→ STATED TASK: Collect each line holding the string "code".

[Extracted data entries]
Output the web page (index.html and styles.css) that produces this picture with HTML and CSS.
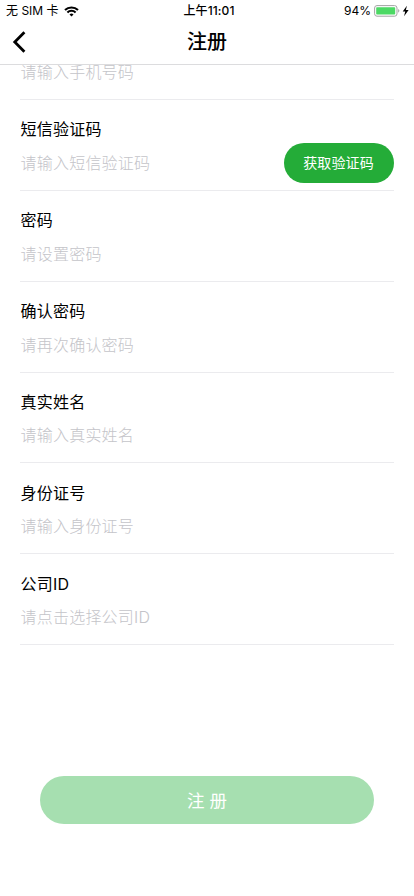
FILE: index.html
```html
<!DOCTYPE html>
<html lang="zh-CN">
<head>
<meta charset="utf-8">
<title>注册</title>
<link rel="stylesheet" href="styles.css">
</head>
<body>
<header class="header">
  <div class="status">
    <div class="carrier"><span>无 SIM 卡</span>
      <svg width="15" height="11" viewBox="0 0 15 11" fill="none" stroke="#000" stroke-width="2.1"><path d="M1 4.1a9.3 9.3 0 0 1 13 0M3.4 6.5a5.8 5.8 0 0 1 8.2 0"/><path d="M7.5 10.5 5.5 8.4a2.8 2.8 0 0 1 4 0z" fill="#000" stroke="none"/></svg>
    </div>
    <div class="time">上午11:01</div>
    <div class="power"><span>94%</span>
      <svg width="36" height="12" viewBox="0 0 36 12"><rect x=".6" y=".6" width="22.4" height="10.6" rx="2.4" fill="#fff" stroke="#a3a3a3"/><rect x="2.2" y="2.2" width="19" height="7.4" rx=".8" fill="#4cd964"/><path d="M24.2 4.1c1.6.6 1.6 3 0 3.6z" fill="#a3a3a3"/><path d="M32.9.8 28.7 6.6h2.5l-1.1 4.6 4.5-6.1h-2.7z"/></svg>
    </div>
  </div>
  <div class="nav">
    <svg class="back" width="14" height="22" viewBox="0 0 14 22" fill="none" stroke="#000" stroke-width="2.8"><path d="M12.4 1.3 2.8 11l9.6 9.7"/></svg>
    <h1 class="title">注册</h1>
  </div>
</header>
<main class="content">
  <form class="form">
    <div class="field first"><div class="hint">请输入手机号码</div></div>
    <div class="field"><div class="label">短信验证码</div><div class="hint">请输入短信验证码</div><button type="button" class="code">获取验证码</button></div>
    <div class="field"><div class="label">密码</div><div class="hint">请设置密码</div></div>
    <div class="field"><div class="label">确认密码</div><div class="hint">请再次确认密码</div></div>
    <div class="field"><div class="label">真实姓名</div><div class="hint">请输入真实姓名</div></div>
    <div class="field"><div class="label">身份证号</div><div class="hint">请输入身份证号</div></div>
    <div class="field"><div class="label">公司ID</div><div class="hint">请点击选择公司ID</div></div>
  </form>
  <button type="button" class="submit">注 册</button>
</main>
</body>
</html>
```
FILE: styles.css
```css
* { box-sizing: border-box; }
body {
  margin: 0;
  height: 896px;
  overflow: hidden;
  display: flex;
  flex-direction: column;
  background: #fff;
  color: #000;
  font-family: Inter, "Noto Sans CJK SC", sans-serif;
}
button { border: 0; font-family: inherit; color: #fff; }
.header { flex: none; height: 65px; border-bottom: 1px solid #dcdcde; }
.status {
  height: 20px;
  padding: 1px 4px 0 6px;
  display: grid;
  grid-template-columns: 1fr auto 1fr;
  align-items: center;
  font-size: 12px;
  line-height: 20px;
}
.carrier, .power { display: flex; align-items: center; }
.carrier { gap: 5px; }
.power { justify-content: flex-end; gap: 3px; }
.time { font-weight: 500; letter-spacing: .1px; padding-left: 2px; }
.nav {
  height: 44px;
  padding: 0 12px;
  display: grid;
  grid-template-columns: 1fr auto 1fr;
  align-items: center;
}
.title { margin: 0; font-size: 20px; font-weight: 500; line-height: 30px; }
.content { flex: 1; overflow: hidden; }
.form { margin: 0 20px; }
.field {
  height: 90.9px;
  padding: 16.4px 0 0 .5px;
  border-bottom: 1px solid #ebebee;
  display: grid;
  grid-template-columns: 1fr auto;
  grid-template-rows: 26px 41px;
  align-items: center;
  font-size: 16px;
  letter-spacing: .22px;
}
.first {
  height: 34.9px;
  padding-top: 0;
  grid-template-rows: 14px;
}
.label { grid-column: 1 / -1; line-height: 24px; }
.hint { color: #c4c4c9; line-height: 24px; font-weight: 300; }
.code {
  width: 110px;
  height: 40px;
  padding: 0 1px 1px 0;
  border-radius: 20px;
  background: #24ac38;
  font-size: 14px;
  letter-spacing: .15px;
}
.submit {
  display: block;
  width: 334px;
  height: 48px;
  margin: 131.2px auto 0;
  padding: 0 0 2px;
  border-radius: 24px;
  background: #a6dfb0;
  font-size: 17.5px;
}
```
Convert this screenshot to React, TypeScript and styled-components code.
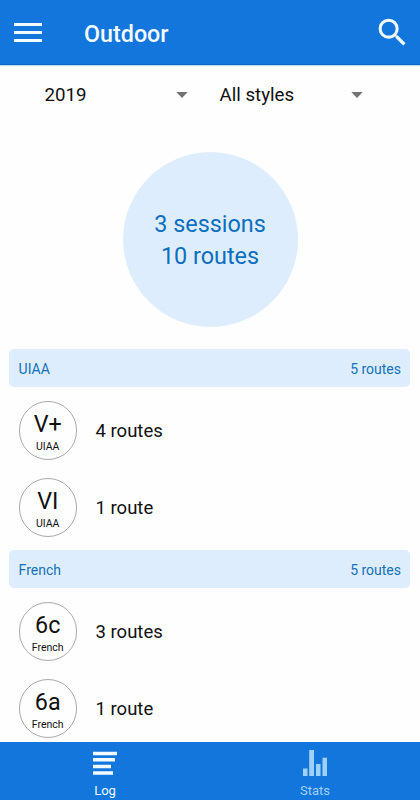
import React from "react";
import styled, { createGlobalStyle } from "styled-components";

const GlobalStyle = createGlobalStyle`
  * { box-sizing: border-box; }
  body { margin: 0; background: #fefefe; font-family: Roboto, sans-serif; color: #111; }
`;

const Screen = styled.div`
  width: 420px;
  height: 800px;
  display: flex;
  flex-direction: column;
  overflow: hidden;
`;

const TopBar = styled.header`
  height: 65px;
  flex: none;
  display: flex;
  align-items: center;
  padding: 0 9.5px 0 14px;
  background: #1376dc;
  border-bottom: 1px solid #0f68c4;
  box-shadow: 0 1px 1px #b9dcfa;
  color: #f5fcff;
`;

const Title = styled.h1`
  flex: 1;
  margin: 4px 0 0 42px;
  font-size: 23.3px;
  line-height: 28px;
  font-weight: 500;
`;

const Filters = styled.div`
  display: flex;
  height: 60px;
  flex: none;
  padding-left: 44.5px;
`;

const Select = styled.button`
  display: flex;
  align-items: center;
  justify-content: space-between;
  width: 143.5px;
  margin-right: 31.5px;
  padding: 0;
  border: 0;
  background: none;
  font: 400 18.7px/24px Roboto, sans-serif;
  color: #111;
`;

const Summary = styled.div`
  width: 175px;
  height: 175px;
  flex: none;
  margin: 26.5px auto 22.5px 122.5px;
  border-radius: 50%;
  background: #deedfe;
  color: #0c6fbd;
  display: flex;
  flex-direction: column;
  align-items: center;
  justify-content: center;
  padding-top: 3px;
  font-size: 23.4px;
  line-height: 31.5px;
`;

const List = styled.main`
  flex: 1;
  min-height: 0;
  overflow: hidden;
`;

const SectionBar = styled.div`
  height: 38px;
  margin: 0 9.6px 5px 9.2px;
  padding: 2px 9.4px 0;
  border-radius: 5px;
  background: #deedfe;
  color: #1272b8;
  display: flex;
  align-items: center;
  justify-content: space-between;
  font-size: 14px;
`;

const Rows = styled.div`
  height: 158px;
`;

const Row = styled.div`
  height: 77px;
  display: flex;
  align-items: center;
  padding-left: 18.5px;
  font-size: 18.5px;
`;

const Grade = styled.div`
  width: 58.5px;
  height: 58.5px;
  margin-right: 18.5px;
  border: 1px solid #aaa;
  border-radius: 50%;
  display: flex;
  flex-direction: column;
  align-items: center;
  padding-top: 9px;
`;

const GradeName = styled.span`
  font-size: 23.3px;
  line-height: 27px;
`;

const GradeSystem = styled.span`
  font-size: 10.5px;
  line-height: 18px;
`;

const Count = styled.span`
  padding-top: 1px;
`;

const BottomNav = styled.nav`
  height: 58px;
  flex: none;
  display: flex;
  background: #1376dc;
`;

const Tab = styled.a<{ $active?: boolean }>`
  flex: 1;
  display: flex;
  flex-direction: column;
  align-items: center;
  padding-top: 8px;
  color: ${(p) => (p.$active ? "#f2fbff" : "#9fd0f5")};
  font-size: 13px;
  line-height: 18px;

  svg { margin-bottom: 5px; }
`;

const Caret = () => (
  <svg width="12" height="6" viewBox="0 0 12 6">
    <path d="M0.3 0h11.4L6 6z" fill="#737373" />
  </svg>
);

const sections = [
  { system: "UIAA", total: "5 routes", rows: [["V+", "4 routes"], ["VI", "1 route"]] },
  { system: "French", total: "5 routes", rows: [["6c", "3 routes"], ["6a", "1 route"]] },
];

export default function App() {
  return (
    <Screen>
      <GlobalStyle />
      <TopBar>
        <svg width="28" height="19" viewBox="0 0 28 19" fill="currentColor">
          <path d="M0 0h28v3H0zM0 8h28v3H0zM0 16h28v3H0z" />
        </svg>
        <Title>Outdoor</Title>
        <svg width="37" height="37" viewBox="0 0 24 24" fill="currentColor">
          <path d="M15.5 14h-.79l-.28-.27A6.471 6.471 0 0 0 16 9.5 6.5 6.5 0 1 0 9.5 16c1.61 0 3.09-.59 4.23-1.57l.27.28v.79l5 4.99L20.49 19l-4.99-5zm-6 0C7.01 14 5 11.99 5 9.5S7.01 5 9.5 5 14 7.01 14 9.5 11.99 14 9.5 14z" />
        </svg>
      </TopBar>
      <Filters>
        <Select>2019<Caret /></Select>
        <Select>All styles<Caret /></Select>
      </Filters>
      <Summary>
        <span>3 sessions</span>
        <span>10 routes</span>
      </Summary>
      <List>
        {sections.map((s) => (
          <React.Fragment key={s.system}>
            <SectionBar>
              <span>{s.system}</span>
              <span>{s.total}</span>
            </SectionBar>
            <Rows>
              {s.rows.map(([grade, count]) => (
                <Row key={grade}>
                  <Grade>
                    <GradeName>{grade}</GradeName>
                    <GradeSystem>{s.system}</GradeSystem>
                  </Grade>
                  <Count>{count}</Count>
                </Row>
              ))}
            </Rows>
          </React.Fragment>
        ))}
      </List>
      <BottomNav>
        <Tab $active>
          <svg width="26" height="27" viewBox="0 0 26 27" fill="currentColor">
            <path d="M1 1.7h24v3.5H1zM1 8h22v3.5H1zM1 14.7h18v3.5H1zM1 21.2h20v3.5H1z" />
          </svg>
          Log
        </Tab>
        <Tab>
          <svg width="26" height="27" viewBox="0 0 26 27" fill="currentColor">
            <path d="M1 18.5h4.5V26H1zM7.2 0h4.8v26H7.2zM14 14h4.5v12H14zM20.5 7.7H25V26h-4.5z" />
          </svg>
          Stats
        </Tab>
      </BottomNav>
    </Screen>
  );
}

→ RESULT OF THE TASK:
    <div class="field"><div class="label">短信验证码</div><div class="hint">请输入短信验证码</div><button type="button" class="code">获取验证码</button></div>
.code {
Convert this screenshot to React, TypeScript and styled-components code.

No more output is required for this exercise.